▶ _Problem to solve_
Reproduce precisely the lines between the start of the data below and the line with "min-h-screen bg-white pt-[3px]", both included.

***

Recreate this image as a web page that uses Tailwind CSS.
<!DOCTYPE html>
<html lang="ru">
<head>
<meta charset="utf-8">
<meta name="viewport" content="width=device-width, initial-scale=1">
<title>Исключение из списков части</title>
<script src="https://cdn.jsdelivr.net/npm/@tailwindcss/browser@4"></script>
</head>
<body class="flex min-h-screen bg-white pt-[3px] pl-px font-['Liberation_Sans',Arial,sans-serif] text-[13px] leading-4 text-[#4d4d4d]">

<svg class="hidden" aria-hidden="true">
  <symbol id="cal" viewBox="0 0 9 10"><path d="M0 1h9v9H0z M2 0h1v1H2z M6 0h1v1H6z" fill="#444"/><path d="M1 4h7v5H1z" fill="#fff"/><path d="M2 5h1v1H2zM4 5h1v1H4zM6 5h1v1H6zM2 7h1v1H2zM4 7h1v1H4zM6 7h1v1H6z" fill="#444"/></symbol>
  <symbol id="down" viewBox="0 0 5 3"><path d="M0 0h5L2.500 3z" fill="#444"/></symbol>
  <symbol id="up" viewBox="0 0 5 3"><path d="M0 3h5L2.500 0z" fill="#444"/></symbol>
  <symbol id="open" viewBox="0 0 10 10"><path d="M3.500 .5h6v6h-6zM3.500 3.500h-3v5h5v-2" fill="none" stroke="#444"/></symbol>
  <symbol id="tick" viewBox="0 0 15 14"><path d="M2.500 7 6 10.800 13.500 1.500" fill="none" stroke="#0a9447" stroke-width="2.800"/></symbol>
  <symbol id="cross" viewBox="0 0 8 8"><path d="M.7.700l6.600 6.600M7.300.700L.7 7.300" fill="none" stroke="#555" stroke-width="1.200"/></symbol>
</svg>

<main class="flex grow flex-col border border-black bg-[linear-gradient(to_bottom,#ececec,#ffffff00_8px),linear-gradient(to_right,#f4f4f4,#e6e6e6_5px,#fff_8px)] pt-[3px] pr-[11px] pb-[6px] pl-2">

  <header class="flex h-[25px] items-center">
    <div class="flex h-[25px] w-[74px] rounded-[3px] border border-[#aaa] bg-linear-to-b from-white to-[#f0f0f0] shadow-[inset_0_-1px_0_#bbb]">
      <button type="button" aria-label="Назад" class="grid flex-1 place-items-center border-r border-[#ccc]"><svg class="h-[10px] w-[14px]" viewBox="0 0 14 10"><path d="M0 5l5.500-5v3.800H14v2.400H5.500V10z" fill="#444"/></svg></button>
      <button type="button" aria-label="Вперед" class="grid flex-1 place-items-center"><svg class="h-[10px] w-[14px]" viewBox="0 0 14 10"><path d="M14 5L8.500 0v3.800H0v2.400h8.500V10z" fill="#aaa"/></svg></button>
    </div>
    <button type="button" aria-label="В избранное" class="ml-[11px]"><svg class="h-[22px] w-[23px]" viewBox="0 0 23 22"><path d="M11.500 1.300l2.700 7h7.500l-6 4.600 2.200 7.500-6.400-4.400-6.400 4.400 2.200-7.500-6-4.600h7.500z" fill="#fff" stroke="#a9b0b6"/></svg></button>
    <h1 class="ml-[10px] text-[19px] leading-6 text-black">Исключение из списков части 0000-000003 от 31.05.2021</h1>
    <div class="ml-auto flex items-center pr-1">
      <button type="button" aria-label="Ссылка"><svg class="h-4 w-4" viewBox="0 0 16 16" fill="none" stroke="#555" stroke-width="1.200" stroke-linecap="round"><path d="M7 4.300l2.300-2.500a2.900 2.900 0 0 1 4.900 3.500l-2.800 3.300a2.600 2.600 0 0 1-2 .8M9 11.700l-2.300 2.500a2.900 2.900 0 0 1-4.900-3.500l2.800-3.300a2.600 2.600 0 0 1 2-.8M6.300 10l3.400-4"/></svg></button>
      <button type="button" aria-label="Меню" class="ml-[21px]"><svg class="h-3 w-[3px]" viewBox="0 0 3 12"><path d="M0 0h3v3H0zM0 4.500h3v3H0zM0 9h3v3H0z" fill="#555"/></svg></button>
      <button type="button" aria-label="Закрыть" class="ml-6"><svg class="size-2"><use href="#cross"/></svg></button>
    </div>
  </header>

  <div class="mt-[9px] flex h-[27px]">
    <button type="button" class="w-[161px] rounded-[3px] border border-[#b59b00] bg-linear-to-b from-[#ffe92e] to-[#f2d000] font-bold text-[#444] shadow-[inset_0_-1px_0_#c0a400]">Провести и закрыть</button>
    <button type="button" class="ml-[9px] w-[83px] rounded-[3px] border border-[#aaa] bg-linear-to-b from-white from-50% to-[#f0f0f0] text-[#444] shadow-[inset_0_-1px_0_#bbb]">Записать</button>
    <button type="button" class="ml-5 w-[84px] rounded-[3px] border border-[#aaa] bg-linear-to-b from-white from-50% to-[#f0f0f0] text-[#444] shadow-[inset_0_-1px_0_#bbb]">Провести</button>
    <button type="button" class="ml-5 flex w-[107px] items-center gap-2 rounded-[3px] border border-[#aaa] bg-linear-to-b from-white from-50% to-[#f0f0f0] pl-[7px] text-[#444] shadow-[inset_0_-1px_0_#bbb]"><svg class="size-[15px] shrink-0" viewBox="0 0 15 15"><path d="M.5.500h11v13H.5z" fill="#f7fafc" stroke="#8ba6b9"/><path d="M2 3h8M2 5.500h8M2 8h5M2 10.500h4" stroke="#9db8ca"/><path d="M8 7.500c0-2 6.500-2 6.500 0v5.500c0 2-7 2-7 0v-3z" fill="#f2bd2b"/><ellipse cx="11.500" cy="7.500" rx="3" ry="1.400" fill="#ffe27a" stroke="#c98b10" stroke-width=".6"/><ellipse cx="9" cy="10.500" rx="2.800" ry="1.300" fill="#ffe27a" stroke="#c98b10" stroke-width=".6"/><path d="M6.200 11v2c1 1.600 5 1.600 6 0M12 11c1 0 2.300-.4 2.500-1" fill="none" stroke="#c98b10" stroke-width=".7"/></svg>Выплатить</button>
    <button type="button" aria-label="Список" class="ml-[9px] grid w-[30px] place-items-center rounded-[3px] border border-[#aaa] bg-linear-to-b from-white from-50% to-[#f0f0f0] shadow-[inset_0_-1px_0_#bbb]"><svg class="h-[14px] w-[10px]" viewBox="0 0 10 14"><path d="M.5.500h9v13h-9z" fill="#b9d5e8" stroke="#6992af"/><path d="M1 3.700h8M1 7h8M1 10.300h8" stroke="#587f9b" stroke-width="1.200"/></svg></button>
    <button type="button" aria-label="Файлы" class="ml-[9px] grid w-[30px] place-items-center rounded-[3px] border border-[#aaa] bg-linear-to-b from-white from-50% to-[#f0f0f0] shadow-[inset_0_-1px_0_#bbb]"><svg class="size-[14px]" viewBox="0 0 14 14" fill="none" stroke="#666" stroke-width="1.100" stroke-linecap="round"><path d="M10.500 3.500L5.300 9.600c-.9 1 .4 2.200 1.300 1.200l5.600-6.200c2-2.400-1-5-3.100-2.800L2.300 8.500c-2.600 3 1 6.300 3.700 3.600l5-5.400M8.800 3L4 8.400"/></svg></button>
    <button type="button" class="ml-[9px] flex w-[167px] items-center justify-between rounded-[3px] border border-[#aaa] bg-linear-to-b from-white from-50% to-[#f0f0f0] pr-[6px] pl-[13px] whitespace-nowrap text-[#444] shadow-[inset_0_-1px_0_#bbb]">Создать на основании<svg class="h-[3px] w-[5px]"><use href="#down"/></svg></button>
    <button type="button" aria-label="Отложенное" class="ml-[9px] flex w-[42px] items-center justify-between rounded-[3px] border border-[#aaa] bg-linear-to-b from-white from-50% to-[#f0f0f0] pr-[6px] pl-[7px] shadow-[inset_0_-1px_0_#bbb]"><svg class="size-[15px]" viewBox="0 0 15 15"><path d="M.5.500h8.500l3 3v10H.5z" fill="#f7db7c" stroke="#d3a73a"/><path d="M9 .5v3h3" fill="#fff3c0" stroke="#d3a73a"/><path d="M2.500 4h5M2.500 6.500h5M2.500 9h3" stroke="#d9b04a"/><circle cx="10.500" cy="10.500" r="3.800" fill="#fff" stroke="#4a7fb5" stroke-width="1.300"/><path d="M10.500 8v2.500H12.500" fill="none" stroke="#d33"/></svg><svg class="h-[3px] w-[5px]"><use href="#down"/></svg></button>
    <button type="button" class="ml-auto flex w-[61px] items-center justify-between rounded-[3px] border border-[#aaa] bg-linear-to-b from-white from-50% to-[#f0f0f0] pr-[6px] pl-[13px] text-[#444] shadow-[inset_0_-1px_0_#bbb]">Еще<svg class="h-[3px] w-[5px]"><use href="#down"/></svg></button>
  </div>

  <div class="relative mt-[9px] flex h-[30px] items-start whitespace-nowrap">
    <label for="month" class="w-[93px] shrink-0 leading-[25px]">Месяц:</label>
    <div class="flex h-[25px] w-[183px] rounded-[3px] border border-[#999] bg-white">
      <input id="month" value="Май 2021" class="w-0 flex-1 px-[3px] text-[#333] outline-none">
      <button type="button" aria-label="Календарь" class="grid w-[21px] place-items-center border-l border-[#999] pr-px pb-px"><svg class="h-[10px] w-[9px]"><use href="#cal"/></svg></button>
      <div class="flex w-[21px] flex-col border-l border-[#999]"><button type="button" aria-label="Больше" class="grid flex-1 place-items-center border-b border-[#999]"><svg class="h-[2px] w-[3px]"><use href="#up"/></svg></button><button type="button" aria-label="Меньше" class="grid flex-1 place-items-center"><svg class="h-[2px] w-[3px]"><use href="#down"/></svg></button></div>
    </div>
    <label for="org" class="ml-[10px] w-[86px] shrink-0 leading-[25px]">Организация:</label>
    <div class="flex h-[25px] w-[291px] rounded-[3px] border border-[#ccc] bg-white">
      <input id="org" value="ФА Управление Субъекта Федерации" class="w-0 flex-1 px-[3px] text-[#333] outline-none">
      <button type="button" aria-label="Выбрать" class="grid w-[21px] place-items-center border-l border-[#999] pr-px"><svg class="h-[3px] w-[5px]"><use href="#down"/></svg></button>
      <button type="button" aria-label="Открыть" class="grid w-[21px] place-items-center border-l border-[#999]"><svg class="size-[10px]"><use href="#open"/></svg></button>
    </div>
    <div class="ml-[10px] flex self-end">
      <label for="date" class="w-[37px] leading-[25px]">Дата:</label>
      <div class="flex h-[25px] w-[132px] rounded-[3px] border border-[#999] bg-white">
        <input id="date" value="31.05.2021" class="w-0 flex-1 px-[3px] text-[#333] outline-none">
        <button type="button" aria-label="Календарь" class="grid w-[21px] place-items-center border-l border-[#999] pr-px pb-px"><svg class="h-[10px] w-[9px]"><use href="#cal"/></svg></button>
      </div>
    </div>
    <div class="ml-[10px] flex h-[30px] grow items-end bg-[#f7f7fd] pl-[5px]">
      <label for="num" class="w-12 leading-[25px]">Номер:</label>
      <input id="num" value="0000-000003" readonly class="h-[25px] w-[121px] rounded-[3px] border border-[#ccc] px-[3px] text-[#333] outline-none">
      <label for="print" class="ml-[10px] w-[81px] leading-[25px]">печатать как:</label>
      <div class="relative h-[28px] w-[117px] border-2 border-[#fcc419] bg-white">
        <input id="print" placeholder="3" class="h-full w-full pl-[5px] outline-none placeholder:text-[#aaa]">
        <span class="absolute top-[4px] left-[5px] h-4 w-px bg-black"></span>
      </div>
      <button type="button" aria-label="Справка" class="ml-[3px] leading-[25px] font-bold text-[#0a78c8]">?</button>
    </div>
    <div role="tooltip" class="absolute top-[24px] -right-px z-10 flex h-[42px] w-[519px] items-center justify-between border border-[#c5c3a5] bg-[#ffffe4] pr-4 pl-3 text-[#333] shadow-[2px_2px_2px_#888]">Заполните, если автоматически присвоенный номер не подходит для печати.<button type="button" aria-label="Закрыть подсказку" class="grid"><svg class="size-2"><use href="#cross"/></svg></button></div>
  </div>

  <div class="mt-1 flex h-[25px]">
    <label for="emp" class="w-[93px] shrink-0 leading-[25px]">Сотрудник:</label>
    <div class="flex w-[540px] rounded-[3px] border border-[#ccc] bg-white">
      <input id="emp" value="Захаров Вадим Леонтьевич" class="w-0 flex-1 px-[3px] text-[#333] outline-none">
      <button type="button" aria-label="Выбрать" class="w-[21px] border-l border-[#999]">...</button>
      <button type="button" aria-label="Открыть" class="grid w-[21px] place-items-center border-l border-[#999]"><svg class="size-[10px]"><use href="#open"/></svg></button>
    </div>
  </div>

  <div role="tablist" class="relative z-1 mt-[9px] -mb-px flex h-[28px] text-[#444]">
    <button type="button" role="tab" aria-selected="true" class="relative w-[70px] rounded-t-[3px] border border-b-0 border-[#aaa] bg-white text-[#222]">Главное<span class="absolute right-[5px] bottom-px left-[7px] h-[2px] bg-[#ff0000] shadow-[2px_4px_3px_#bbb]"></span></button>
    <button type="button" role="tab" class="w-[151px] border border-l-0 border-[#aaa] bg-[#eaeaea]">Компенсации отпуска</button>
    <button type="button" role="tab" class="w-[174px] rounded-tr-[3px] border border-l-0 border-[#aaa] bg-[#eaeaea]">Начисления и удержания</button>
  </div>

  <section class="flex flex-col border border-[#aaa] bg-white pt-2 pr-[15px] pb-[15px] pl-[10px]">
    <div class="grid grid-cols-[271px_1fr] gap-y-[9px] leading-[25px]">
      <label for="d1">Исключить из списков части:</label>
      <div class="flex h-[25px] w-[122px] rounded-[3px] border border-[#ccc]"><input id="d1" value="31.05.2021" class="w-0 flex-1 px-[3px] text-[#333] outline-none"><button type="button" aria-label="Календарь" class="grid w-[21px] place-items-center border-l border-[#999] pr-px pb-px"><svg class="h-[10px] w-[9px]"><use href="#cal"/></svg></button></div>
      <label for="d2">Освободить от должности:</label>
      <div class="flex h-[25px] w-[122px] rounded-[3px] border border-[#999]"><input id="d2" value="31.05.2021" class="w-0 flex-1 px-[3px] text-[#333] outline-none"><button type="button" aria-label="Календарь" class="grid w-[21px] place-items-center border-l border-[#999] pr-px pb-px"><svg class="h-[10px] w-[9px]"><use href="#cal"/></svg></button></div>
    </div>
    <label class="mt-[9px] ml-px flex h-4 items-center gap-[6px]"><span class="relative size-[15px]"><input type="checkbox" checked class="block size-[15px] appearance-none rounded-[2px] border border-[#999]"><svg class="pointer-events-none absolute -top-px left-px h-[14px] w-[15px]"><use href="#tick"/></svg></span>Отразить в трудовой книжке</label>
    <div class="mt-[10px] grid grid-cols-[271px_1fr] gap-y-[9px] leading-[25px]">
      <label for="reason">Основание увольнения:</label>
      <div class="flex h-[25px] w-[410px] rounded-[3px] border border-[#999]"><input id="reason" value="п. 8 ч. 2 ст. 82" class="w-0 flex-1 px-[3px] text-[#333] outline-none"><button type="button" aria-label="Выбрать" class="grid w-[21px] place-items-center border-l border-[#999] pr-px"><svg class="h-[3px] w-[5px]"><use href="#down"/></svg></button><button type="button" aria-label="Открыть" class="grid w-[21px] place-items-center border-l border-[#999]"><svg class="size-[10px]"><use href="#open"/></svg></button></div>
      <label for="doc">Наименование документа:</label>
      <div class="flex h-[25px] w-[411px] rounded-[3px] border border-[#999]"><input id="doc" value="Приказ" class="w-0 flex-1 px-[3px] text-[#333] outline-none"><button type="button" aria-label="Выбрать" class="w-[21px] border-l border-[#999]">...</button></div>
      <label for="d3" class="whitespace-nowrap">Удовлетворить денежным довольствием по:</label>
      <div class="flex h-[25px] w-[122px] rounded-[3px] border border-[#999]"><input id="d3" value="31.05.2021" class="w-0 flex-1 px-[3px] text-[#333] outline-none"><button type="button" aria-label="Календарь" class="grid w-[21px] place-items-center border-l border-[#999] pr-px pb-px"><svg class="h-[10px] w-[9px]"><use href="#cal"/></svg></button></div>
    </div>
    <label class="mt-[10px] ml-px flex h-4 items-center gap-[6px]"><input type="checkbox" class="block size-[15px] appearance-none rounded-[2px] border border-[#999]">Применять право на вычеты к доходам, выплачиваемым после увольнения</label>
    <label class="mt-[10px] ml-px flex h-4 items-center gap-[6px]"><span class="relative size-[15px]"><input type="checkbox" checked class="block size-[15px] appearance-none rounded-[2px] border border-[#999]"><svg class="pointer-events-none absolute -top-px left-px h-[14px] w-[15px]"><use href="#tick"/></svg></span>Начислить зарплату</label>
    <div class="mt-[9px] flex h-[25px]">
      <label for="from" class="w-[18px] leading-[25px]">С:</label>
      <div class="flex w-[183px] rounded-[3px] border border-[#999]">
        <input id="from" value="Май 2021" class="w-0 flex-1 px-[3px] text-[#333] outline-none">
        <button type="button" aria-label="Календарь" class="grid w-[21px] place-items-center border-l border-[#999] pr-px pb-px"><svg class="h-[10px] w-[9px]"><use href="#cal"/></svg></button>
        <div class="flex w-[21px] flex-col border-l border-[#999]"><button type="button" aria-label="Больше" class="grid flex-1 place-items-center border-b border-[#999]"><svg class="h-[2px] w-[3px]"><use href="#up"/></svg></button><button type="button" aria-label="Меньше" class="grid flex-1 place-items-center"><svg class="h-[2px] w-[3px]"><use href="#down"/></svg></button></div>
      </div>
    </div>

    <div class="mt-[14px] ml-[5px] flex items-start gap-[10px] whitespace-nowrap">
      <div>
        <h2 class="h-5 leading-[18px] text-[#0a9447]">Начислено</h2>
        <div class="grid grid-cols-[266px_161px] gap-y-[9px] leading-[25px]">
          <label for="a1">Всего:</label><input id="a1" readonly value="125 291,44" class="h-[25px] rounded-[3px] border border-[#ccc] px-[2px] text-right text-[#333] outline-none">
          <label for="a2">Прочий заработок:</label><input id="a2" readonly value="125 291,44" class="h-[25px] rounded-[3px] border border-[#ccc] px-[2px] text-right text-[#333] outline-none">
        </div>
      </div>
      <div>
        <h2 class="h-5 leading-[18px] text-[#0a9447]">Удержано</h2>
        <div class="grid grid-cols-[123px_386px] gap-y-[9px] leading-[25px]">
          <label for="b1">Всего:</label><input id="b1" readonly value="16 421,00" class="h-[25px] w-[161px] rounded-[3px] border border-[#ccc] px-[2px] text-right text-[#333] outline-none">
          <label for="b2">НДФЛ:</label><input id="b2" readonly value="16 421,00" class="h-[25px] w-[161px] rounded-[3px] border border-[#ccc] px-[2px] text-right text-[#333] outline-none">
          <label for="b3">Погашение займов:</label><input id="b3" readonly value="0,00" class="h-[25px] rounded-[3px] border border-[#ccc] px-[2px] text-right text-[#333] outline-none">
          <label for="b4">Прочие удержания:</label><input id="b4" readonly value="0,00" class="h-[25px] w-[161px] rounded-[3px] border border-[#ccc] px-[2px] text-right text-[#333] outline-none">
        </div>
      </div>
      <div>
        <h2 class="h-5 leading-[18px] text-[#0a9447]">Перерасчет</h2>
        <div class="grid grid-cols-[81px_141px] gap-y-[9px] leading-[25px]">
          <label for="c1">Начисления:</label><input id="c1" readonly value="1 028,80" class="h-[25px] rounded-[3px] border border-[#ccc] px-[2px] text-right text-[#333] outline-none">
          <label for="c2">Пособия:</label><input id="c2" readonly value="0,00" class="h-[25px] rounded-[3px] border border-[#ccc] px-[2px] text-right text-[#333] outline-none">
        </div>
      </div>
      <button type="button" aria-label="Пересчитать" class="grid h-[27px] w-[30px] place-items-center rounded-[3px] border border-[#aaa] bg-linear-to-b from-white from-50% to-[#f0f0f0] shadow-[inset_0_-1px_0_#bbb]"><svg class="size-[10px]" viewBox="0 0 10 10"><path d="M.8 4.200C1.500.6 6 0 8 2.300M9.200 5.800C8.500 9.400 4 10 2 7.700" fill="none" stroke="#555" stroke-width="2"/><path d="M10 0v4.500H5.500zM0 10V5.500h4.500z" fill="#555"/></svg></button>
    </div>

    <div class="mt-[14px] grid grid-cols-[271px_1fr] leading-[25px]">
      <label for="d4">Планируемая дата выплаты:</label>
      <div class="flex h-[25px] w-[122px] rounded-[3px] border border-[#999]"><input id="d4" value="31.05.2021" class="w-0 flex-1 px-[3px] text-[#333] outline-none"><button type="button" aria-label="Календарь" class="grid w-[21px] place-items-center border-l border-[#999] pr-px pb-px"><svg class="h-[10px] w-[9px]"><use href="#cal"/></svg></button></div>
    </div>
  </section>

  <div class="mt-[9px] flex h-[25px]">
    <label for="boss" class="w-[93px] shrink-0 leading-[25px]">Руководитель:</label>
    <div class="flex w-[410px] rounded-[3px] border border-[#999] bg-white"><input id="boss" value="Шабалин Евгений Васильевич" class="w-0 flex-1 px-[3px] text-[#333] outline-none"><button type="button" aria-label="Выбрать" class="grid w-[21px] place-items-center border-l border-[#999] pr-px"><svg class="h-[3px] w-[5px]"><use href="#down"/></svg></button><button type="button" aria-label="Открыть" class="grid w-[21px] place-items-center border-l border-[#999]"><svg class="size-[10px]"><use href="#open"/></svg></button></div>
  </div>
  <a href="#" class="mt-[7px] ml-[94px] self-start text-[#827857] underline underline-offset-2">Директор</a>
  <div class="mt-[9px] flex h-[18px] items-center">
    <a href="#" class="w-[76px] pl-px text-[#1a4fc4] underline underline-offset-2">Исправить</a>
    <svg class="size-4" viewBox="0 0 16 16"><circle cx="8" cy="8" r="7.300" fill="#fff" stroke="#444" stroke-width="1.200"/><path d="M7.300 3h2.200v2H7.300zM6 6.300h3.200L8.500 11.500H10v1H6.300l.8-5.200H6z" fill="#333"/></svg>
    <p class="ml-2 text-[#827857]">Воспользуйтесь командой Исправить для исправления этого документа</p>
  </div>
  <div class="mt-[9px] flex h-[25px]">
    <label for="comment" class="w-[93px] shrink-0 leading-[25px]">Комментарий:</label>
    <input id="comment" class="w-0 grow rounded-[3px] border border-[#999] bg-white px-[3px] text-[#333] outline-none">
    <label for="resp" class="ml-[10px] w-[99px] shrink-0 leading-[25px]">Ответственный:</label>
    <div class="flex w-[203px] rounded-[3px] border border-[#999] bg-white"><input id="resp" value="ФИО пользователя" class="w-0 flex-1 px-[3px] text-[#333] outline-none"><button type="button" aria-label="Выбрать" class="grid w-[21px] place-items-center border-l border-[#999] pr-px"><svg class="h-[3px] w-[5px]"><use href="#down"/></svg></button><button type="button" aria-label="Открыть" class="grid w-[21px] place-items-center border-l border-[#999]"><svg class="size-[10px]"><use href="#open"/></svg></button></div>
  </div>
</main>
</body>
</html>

***

▶ _Expected output_
Recreate this image as a web page that uses Tailwind CSS.
<!DOCTYPE html>
<html lang="ru">
<head>
<meta charset="utf-8">
<meta name="viewport" content="width=device-width, initial-scale=1">
<title>Исключение из списков части</title>
<script src="https://cdn.jsdelivr.net/npm/@tailwindcss/browser@4"></script>
</head>
<body class="flex min-h-screen bg-white pt-[3px] pl-px font-['Liberation_Sans',Arial,sans-serif] text-[13px] leading-4 text-[#4d4d4d]">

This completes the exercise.